A compost pile — the heart of any healthy organic garden — has a place of honor on this half-acre, which supplies the Bahnson family with plenty of good things to eat year-round. But it also provides something deeper: a connection with the divine.
Bahnson’s first experience of how food can impart a profound sense of God’s presence came during a Moravian Lovefeast in Old Salem when he was 5. His calling to feed people snapped into full focus when he was a young adult. With a master’s degree in theological studies from Duke Divinity School and inspired by the writings of Wendell Berry, he discovered an affinity for the agrarian life while working as a peace activist with Mayan coffee farmers in Chiapas, Mexico. He returned to North Carolina and set about learning how to farm.
He got the chance to seriously pursue his calling in 2005 as the co-founder of the church-affiliated Anathoth Community Garden in Cedar Grove, N.C., one of the first ministries of its kind in the state.
Bahnson tended to the garden’s depleted clay soil and nurtured the volunteer laborers, believing that the physical act of feeding people laid the groundwork for spiritual nourishment. The community created by the garden ranged from church members to Hispanic neighbors to residents of a group home, all of whom bonded over potluck dinners and outdoor concerts. The garden not only fed the needy but also provided, Bahnson realized, “a whole new way to be a church.”
Other churches and community groups took note, and community gardens began to crop up all over the state, many church-related. Bahnson estimates there are now more than 100 in Forsyth County alone.
After four years, Bahnson left Anathoth and with the support of a Kellogg Food & Community Fellowship set out on a series of short pilgrimages to other faith communities where people were living lives grounded in the soil. He brought back stories of people whose lives had been transformed, from a meth cook turned Pentecostal coffee roaster to a Philly cab driver who became a mushroom-growing monk. The stories appear in his recent book published by Simon & Schuster: “Soil and Sacrament: A Spiritual Memoir of Food and Faith.”
Stories, Bahnson believes, are what will help faith communities reach people and effect change. Bahnson gives faith leaders the tools to inspire others to join the food and faith movement through a writing workshop called “Faithful Witness: Creative Writing and Social Change.”
His efforts extend far beyond the divinity school. Through conferences, workshops, writing and speaking engagements (including a TEDxManhattan event), Bahnson inspires and connects people of different faiths to work together on food issues.
urse and minister Tamica Patterson attended the initiative’s Food, Faith and Justice conference in February 2013 in Winston-Salem and last fall entered the divinity school.

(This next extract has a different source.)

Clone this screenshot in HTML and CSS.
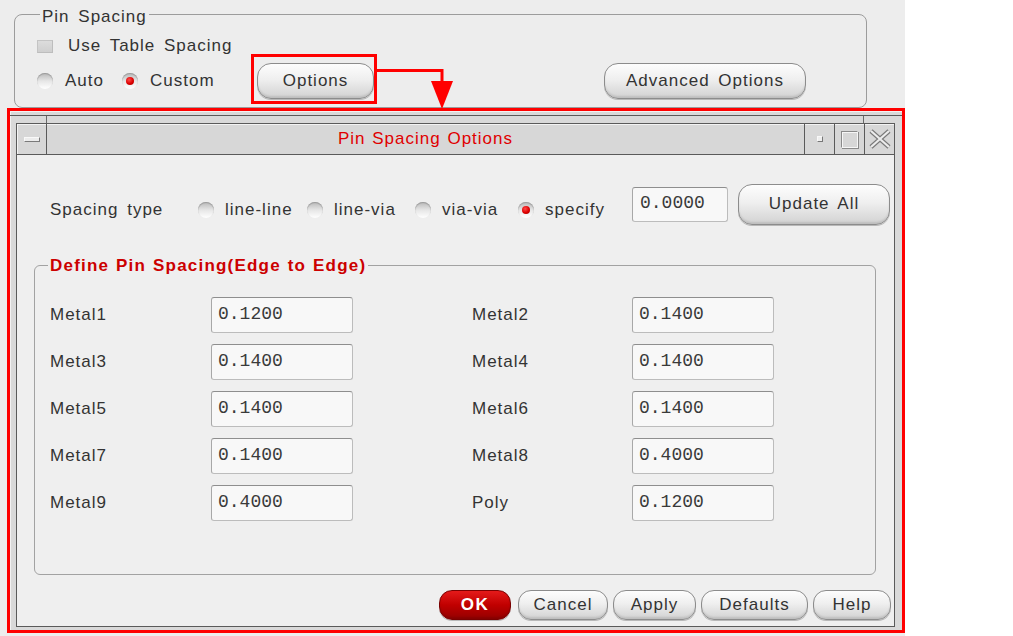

Along with her husband, she runs a community market, Rebecca’s Store, now partnering with local growers and community garden programs to provide certain fresh produce that has been difficult to find in her east Winston-Salem neighborhood.
She wants to educate other faith leaders about the problem of “food deserts” and appreciates Bahnson’s inclusive vision for the initiative, which seeks to expand what has been largely a white, liberal conversation. “He’s open-minded to all types of individuals and cultures and faiths,” Patterson says. “He pushes for diversity … and as an African-American woman, I appreciate that.”
Jamie Sims, who attended the divinity school, says Bahnson helped give him the theological framework for a broader vision that includes food and the land in his ethical considerations. “My faith hadn’t taught me how to think about those things before,” he says.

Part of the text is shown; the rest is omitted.